- **Written instruction**: Repeat the full listing below verbatim and keep the images out.

- **Supplied material**:
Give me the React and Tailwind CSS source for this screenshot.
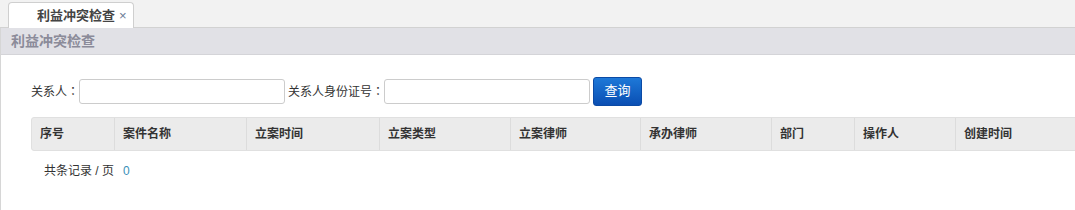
import React from "react";

const cols = [
  { t: "序号", w: 83 },
  { t: "案件名称", w: 132 },
  { t: "立案时间", w: 133 },
  { t: "立案类型", w: 131 },
  { t: "立案律师", w: 130 },
  { t: "承办律师", w: 131 },
  { t: "部门", w: 83 },
  { t: "操作人", w: 101 },
  { t: "创建时间", w: 130 },
];

const colon = { fontFamily: '"Noto Sans CJK TC", sans-serif' };

export default function App() {
  return (
    <div
      className="w-[1075px] h-[210px] bg-white overflow-hidden text-[12px] text-[#333]"
      style={{ fontFamily: '"Liberation Sans", "Noto Sans CJK SC", sans-serif' }}
    >
      {/* tab bar */}
      <div className="h-[28px] bg-[#f2f2f2] border-b border-[#d2d2d2] flex items-end pl-[8px]">
        <div className="h-[26px] w-[126px] bg-white border border-b-0 border-[#cfcfcf] rounded-t-[4px] flex items-center pl-[28px] -mb-px">
          <span className="font-bold text-[13px] text-[#444]">利益冲突检查</span>
          <span className="ml-[4px] text-[13px] leading-none text-[#6a7a94]">×</span>
        </div>
      </div>
      <div className="flex h-[182px]">
        <div className="w-[3px] bg-[#eeeeee] border-r border-[#d6d6d6]" />
        <div className="flex-1 flex flex-col">
          {/* panel header */}
          <div className="h-[27px] bg-[#e1e1e6] border-b border-[#d4d4d8] flex items-center pl-[10px]">
            <span className="font-bold text-[14px] text-[#8b8b99]">利益冲突检查</span>
          </div>
          {/* search row */}
          <div className="flex items-center mt-[21px] pl-[30px] h-[30px]">
            <span>关系人<span style={colon}>：</span></span>
            <div className="w-[206px] h-[25px] border border-[#cccccc] rounded-[3px] bg-white" />
            <span className="ml-[3px]">关系人身份证号<span style={colon}>：</span></span>
            <div className="w-[206px] h-[25px] border border-[#cccccc] rounded-[3px] bg-white" />
            <button className="ml-[3px] w-[49px] h-[29px] rounded-[3px] text-white text-[13px] bg-gradient-to-b from-[#1e78d8] to-[#0b4fb3] border border-[#0b4aa5]">
              查询
            </button>
          </div>
          {/* table header */}
          <div className="mt-[11px] ml-[30px] h-[34px] flex bg-[#ebebeb] border border-[#e0e0e0] rounded-l-[3px]">
            {cols.map((c, i) => (
              <div
                key={c.t}
                className={`h-full flex items-center pl-[8px] font-bold shrink-0 ${i < cols.length - 1 ? "border-r border-[#dcdcdc]" : ""}`}
                style={{ width: c.w }}
              >
                {c.t}
              </div>
            ))}
          </div>
          <div className="mt-[11px] ml-[43px] flex items-center">
            <span>共条记录 / 页</span>
            <span className="ml-[9px] text-[#3a8fb7]">0</span>
          </div>
        </div>
      </div>
    </div>
  );
}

- **Solution for this task**:
Give me the React and Tailwind CSS source for this screenshot.
import React from "react";

const cols = [
  { t: "序号", w: 83 },
  { t: "案件名称", w: 132 },
  { t: "立案时间", w: 133 },
  { t: "立案类型", w: 131 },
  { t: "立案律师", w: 130 },
  { t: "承办律师", w: 131 },
  { t: "部门", w: 83 },
  { t: "操作人", w: 101 },
  { t: "创建时间", w: 130 },
];

const colon = { fontFamily: '"Noto Sans CJK TC", sans-serif' };

export default function App() {
  return (
    <div
      className="w-[1075px] h-[210px] bg-white overflow-hidden text-[12px] text-[#333]"
      style={{ fontFamily: '"Liberation Sans", "Noto Sans CJK SC", sans-serif' }}
    >
      {/* tab bar */}
      <div className="h-[28px] bg-[#f2f2f2] border-b border-[#d2d2d2] flex items-end pl-[8px]">
        <div className="h-[26px] w-[126px] bg-white border border-b-0 border-[#cfcfcf] rounded-t-[4px] flex items-center pl-[28px] -mb-px">
          <span className="font-bold text-[13px] text-[#444]">利益冲突检查</span>
          <span className="ml-[4px] text-[13px] leading-none text-[#6a7a94]">×</span>
        </div>
      </div>
      <div className="flex h-[182px]">
        <div className="w-[3px] bg-[#eeeeee] border-r border-[#d6d6d6]" />
        <div className="flex-1 flex flex-col">
          {/* panel header */}
          <div className="h-[27px] bg-[#e1e1e6] border-b border-[#d4d4d8] flex items-center pl-[10px]">
            <span className="font-bold text-[14px] text-[#8b8b99]">利益冲突检查</span>
          </div>
          {/* search row */}
          <div className="flex items-center mt-[21px] pl-[30px] h-[30px]">
            <span>关系人<span style={colon}>：</span></span>
            <div className="w-[206px] h-[25px] border border-[#cccccc] rounded-[3px] bg-white" />
            <span className="ml-[3px]">关系人身份证号<span style={colon}>：</span></span>
            <div className="w-[206px] h-[25px] border border-[#cccccc] rounded-[3px] bg-white" />
            <button className="ml-[3px] w-[49px] h-[29px] rounded-[3px] text-white text-[13px] bg-gradient-to-b from-[#1e78d8] to-[#0b4fb3] border border-[#0b4aa5]">
              查询
            </button>
          </div>
          {/* table header */}
          <div className="mt-[11px] ml-[30px] h-[34px] flex bg-[#ebebeb] border border-[#e0e0e0] rounded-l-[3px]">
            {cols.map((c, i) => (
              <div
                key={c.t}
                className={`h-full flex items-center pl-[8px] font-bold shrink-0 ${i < cols.length - 1 ? "border-r border-[#dcdcdc]" : ""}`}
                style={{ width: c.w }}
              >
                {c.t}
              </div>
            ))}
          </div>
          <div className="mt-[11px] ml-[43px] flex items-center">
            <span>共条记录 / 页</span>
            <span className="ml-[9px] text-[#3a8fb7]">0</span>
          </div>
        </div>
      </div>
    </div>
  );
}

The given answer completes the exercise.